Soil Pressure Measurement, Forgotten Facts about Compliance.

Abstract

Reliable measurement of soil pressure has been a frustrating task for experimentalists in the field of soil mechanics and soil structure interaction for many years. The difficulty stems from the fact that most sensing systems involve compliance in the measurement concept. This compliance induces a local redistribution of pressure which in turn imparts a parasitic output to the measurement. Even the smallest deflections introduce errors into the ambient pressure field. In the past researchers have attempted to calibrate this effect. Over the years it has been demonstrated that calibrations of this sort are dependent upon soil type, particle size, density and stress history dependent; the response upon unloading is highly non-linear resulting in a high degree of hysteresis. Because of these difficulties data collected by commercial soil pressure transducers may be considered somewhat unreliable. The paper utilizes a concept called the Null Soil Pressure System. The system is an active sensing system based on the requirement that the sensing element is continuously and stringently maintained in an undeflected state.
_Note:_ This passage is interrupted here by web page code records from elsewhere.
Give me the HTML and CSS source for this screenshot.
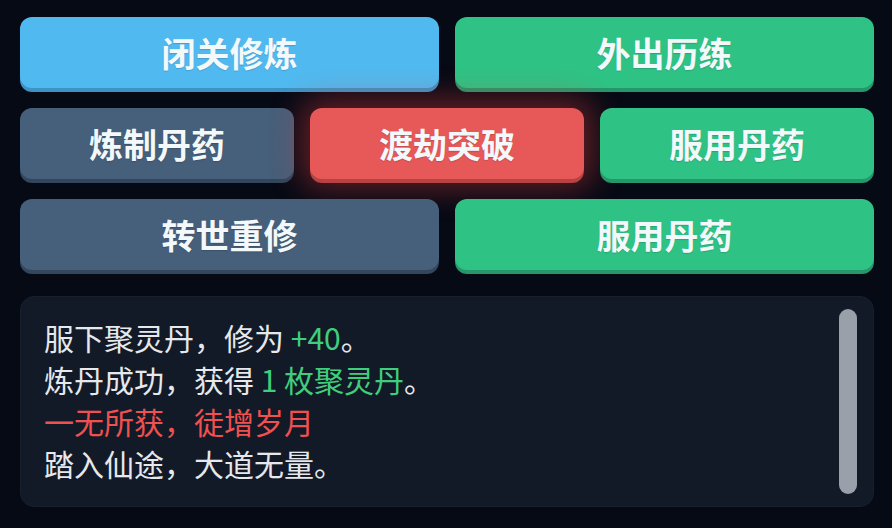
FILE: index.html
```html
<!DOCTYPE html>
<html lang="zh">
<head>
<meta charset="utf-8">
<link rel="stylesheet" href="styles.css">
</head>
<body>
<div class="app">
  <div class="row two">
    <button class="btn blue">闭关修炼</button>
    <button class="btn green">外出历练</button>
  </div>
  <div class="row three">
    <button class="btn slate">炼制丹药</button>
    <button class="btn red">渡劫突破</button>
    <button class="btn green">服用丹药</button>
  </div>
  <div class="row two">
    <button class="btn slate">转世重修</button>
    <button class="btn green">服用丹药</button>
  </div>
  <div class="log">
    <div class="lines">
      <div class="line">服下聚灵丹，修为 <span class="good">+40</span>。</div>
      <div class="line">炼丹成功，获得 <span class="good">1 枚聚灵丹</span>。</div>
      <div class="line bad">一无所获，徒增岁月</div>
      <div class="line">踏入仙途，大道无量。</div>
    </div>
    <div class="thumb"></div>
  </div>
</div>
</body>
</html>
```
FILE: styles.css
```css
* { box-sizing: border-box; }
html, body {
  margin: 0;
  padding: 0;
  background: #060a15;
  width: 892px;
  height: 528px;
  overflow: hidden;
}
.app {
  padding: 17px 18px 0 20px;
  display: flex;
  flex-direction: column;
  gap: 20px;
  font-family: "Noto Sans CJK SC", "Noto Sans", sans-serif;
}
.row {
  display: grid;
  gap: 16px;
}
.row.two { grid-template-columns: 1fr 1fr; }
.row.three { grid-template-columns: 1fr 1fr 1fr; }
.btn {
  height: 71px;
  border: none;
  border-radius: 12px;
  font-family: "Noto Sans CJK SC", "Noto Sans", sans-serif;
  font-weight: 700;
  font-size: 34px;
  color: #f3f8fb;
  padding: 0;
  text-shadow: 0 1px 1px rgba(0,0,0,0.15);
}
.blue { background: #50baf0; box-shadow: 0 4px 0 #3c93c4; }
.green { background: #2ec385; box-shadow: 0 4px 0 #25976a; }
.slate { background: #465f7a; box-shadow: 0 4px 0 #33465c; }
.red {
  background: #e75858;
  box-shadow: 0 4px 0 #b64242, 0 0 30px 10px rgba(230, 60, 60, 0.4);
}
.log {
  margin-top: 6px;
  height: 211px;
  background: #131a27;
  border: 1px solid #181f2d;
  border-radius: 14px;
  display: flex;
  padding: 12px 16px 12px 23px;
}
.lines {
  flex: 1;
  padding-top: 7px;
  font-size: 30px;
  line-height: 42px;
  color: #e6e8ec;
}
.good { color: #3fcf7c; }
.bad { color: #ef5050; }
.thumb {
  width: 18px;
  border-radius: 9px;
  background: #9aa0aa;
}
```
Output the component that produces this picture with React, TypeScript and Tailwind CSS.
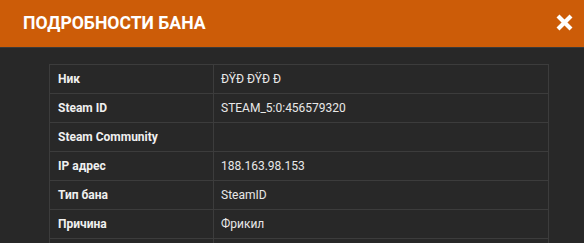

Sensors of this type were embedded and tested a series of uniformly graded soils with particle diameter ranging from less than 0.15 mm to 13 mm. Results presented in this paper illustrate that the pressure required to maintain the undeflected state consistently over registers by a value of 4%±3%, independent of soil type, particle size, density. No hysteresis is noted between loading and unloading and additional loading cycles align with that of the virgin loading segment. This level of certainty is far better than that of standard commercial systems.